The objective of this document is:
- to identify the responsibilities of civil society organisations, in order to make their expectations in this area clear;
- to make a contribution to the coherence of the debate about supply chain responsibility;
- to supplement the advice Sustainable Globalisation, a world to be won which the government received this summer from the Socio-Economic Council (SER);
- to make recommendations to the government and the business community.
This joint vision is based on the international system of rights, obligations, standards and guidelines applicable to CSR, as described in the CSR Frame of Reference.
That a company bears responsibility for its production and trade chains is determined in the definition of corporate social responsibility (CSR) applied by the MVO Platform in its CSR Frame of Reference:
“CSR is a process whereby a company assumes responsibility, across it's entire supply chain, for the social, ecological and economic consequences of the company's activities, reports on these consequences, and constructively engages with stakeholders.”
The point of departure is therefore a responsibility for the entire supply chain. The extent to which a company is responsible within a chain is determined, among other things, by the influence of the company and the seriousness of possible abuses.
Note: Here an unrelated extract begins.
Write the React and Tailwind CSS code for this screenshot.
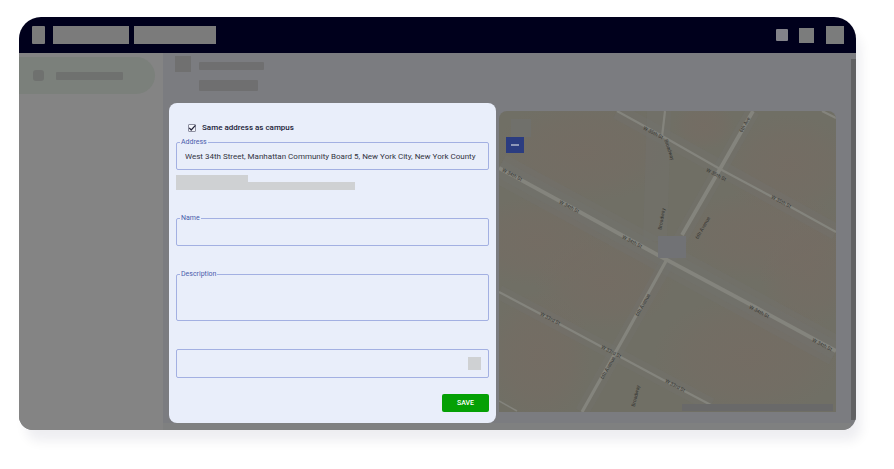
const streets = [
  { d: "M118 0 L165 26 L221 58 L281 90 L337 121", w: 2.2 },
  { d: "M0 57 L79 100 L157 143 L256 196 L337 240", w: 3.8 },
  { d: "M0 181 L51 208 L116 243 L168 271 L212 294", w: 2.2 },
  { d: "M0 290 L18 300", w: 1.5 },
  { d: "M323 0 L337 7", w: 2.2 },
  { d: "M254 0 L221 58 L183 124", w: 3.8 },
  { d: "M167 150 L129 219 L115 244 L83 301", w: 3.2 },
  { d: "M166 0 L163 26", w: 2.2 },
];

const streetNames = [
  { x: 13, y: 64, r: 28, t: "W 34th St" },
  { x: 70, y: 96, r: 28, t: "W 34th St" },
  { x: 133, y: 131, r: 28, t: "W 34th St" },
  { x: 260, y: 201, r: 28, t: "W 34th St" },
  { x: 323, y: 234, r: 28, t: "W 34th St" },
  { x: 154, y: 22, r: 28, t: "W 35th St" },
  { x: 217, y: 64, r: 28, t: "W 35th St" },
  { x: 282, y: 91, r: 28, t: "W 35th St" },
  { x: 51, y: 208, r: 28, t: "W 33rd St" },
  { x: 112, y: 241, r: 28, t: "W 33rd St" },
  { x: 176, y: 275, r: 28, t: "W 33rd St" },
  { x: 246, y: 14, r: -60, t: "6th Ave" },
  { x: 204, y: 117, r: -60, t: "6th Avenue" },
  { x: 144, y: 194, r: -60, t: "6th Avenue" },
  { x: 109, y: 257, r: -60, t: "6th Avenue" },
  { x: 170, y: 39, r: 72, t: "Broadway" },
  { x: 163, y: 108, r: -80, t: "Broadway" },
  { x: 137, y: 285, r: -76, t: "Broadway" },
];

const blocks = [
  { cx: 85, cy: 40, rx: 90, ry: 52 },
  { cx: 290, cy: 55, rx: 66, ry: 52 },
  { cx: 205, cy: 15, rx: 32, ry: 24 },
  { cx: 265, cy: 125, rx: 90, ry: 46 },
  { cx: 40, cy: 130, rx: 76, ry: 46 },
  { cx: 105, cy: 170, rx: 70, ry: 50 },
  { cx: 40, cy: 245, rx: 54, ry: 66 },
  { cx: 250, cy: 245, rx: 96, ry: 60 },
  { cx: 310, cy: 160, rx: 50, ry: 56 },
];

function StreetMap() {
  return (
    <svg
      className="block h-full w-full"
      viewBox="0 0 337 301"
      preserveAspectRatio="xMidYMid slice"
      role="img"
      aria-label="Map"
    >
      <defs>
        <radialGradient id="block">
          <stop offset="0" stopColor="#756c63" stopOpacity="0.8" />
          <stop offset="0.6" stopColor="#756c63" stopOpacity="0.5" />
          <stop offset="1" stopColor="#756c63" stopOpacity="0" />
        </radialGradient>
      </defs>
      <rect width="337" height="301" fill="#706f65" />
      {blocks.map((b, i) => (
        <ellipse key={i} {...b} fill="url(#block)" />
      ))}
      <g fill="none" stroke="#72736f" strokeOpacity="0.35">
        <path d="M0 57 L337 240" strokeWidth="30" />
        <path d="M0 57 L337 240" strokeWidth="18" />
        <path d="M118 0 L337 121" strokeWidth="16" />
        <path d="M0 181 L212 294" strokeWidth="14" />
        <path d="M254 0 L83 301" strokeWidth="14" />
        <path d="M160 0 L156 130" strokeWidth="24" />
      </g>
      <rect x="12" y="8" width="20" height="18" fill="#6f7270" fillOpacity="0.6" />
      <g fill="none" stroke="#84847d">
        {streets.map((s) => (
          <path key={s.d} d={s.d} strokeWidth={s.w} strokeLinejoin="round" />
        ))}
      </g>
      <rect x="159" y="125" width="28" height="22" fill="#717275" />
      <g fill="#353532" fontSize="5" textAnchor="middle" dominantBaseline="middle">
        {streetNames.map((n, i) => (
          <text key={i} transform={`translate(${n.x} ${n.y}) rotate(${n.r})`}>
            {n.t}
          </text>
        ))}
      </g>
      <rect x="183" y="293" width="151" height="7" fill="#696969" />
    </svg>
  );
}

function Field({ id, label, children }) {
  return (
    <div className="relative">
      <label
        htmlFor={id}
        className="absolute -top-1 left-1 bg-[#e9eefa] px-px text-[7px] leading-2 text-[#4a5cab]"
      >
        {label}
      </label>
      {children}
    </div>
  );
}

const box =
  "block w-full rounded-xs border border-[#a3b0e2] bg-transparent px-2 text-[8px] leading-3 text-[#33343f] outline-none";

function AddressForm() {
  return (
    <form
      className="flex flex-col rounded-lg bg-[#e9eefa] px-[7px] pt-5 pb-[11px]"
      onSubmit={(e) => e.preventDefault()}
    >
      <label className="flex h-2.5 items-center gap-1.5 pl-3 text-[8px] font-medium text-[#1b1c38]">
        <span className="relative flex size-2">
          <input
            type="checkbox"
            defaultChecked
            className="peer size-2 appearance-none rounded-[1px] border border-[#8d8fa0] bg-[#f4f6fc]"
          />
          <svg
            viewBox="0 0 8 8"
            className="pointer-events-none absolute inset-0 hidden size-2 peer-checked:block"
            fill="none"
            stroke="#22233a"
            strokeWidth="1.2"
          >
            <path d="M1.2 3.8 L3.2 6 L7.4 1.4" />
          </svg>
        </span>
        Same address as campus
      </label>

      <div className="mt-[9px]">
        <Field id="address" label="Address">
          <input
            id="address"
            className={`${box} h-7`}
            defaultValue="West 34th Street, Manhattan Community Board 5, New York City, New York County"
          />
        </Field>
      </div>
      <div className="mt-[5px] flex h-[15px] items-end">
        <div className="h-full w-[72px] bg-[#cfd1d3]" />
        <div className="h-2 w-[107px] bg-[#cfd1d3]" />
      </div>

      <div className="mt-7 flex flex-col gap-7">
        <Field id="name" label="Name">
          <input id="name" className={`${box} h-7`} />
        </Field>
        <Field id="description" label="Description">
          <textarea id="description" className={`${box} h-[47px] resize-none py-2`} />
        </Field>
        <div className="relative">
          <select aria-label="Option" className={`${box} h-[29px] appearance-none`}>
            <option value=""></option>
          </select>
          <div className="pointer-events-none absolute top-2 right-2 size-[13px] bg-[#cfd1d3]" />
        </div>
      </div>

      <button
        type="submit"
        className="mt-4 h-[18px] w-[47px] self-end rounded-xs bg-[#05a005] text-[7px] font-medium text-white"
      >
        SAVE
      </button>
    </form>
  );
}

export default function App() {
  return (
    <div className="bg-white pt-[17px] pr-[38px] pb-10 pl-[19px] font-[family-name:Roboto,'Liberation_Sans',sans-serif]">
      <div className="rounded-t-[22px] rounded-b-[14px] shadow-[6px_12px_12px_-1px_rgba(20,20,50,0.07)]">
        <div className="overflow-hidden rounded-t-[22px] rounded-b-[14px]">
          <header className="flex h-9 items-center bg-[#00001c] pr-3 pl-[13px]">
            <div className="h-[18px] w-[13px] rounded-[1px] bg-[#7b7b7b]" />
            <div className="ml-2 h-[18px] w-[76px] bg-[#7b7b7b]" />
            <div className="ml-[5px] h-[18px] w-[82px] bg-[#7b7b7b]" />
            <div className="ml-auto size-3 rounded-[1px] bg-[#83838a]" />
            <div className="ml-[11px] size-[15px] bg-[#7b7c7c]" />
            <div className="ml-3 size-[18px] bg-[#7b7c7c]" />
          </header>

          <div className="flex bg-[#7b7c80]">
            <nav className="w-36 shrink-0 bg-[#848484] pt-1">
              <div className="flex h-[37px] w-[136px] items-center gap-3 rounded-r-full bg-[#7b807b] pl-3.5">
                <div className="size-[11px] rounded-[3px] bg-[#6f716f]" />
                <div className="h-2 w-[67px] rounded-[1px] bg-[#6f716f]" />
              </div>
            </nav>

            <main className="min-w-0 flex-1 border-b-[7px] border-[#7f8080] pr-[15px] pl-1.5">
              <div className="flex h-[50px] gap-2 pt-[3px] pl-1.5">
                <div className="size-4 bg-[#707070]" />
                <div className="pt-1.5">
                  <div className="h-2 w-[65px] rounded-[1px] bg-[#6f6f70]" />
                  <div className="mt-2.5 h-[11px] w-[59px] rounded-[1px] bg-[#6f6f70]" />
                </div>
              </div>
              <div className="grid grid-cols-[327fr_337fr] gap-[3px]">
                <AddressForm />
                <div className="relative mt-2 mb-[11px] overflow-hidden rounded-t-lg">
                  <StreetMap />
                  <button
                    type="button"
                    aria-label="Zoom out"
                    className="absolute top-[26px] left-[7px] flex h-4 w-[18px] items-center justify-center bg-[#2b3c80]"
                  >
                    <span className="h-0.5 w-2 bg-[#8e97b8]" />
                  </button>
                </div>
              </div>
            </main>

            <div className="mt-1.5 mb-2.5 w-[5px] bg-[#616163]" />
          </div>
        </div>
      </div>
    </div>
  );
}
The text below describes the voluntary supply chain responsibility which is being worked towards for companies in 2008 and the current role played by the public sector and civil society organisations. It also addresses supply chain transparency and supply chain liability.
The MVO Platform considers greater supply chain transparency (openness of companies) to be of great importance to taking the existing voluntary supply chain responsibility to a higher level. Supply chain liability (the legal anchoring of supply chain responsibility) makes it possible for minimum requirements to apply to all businesses.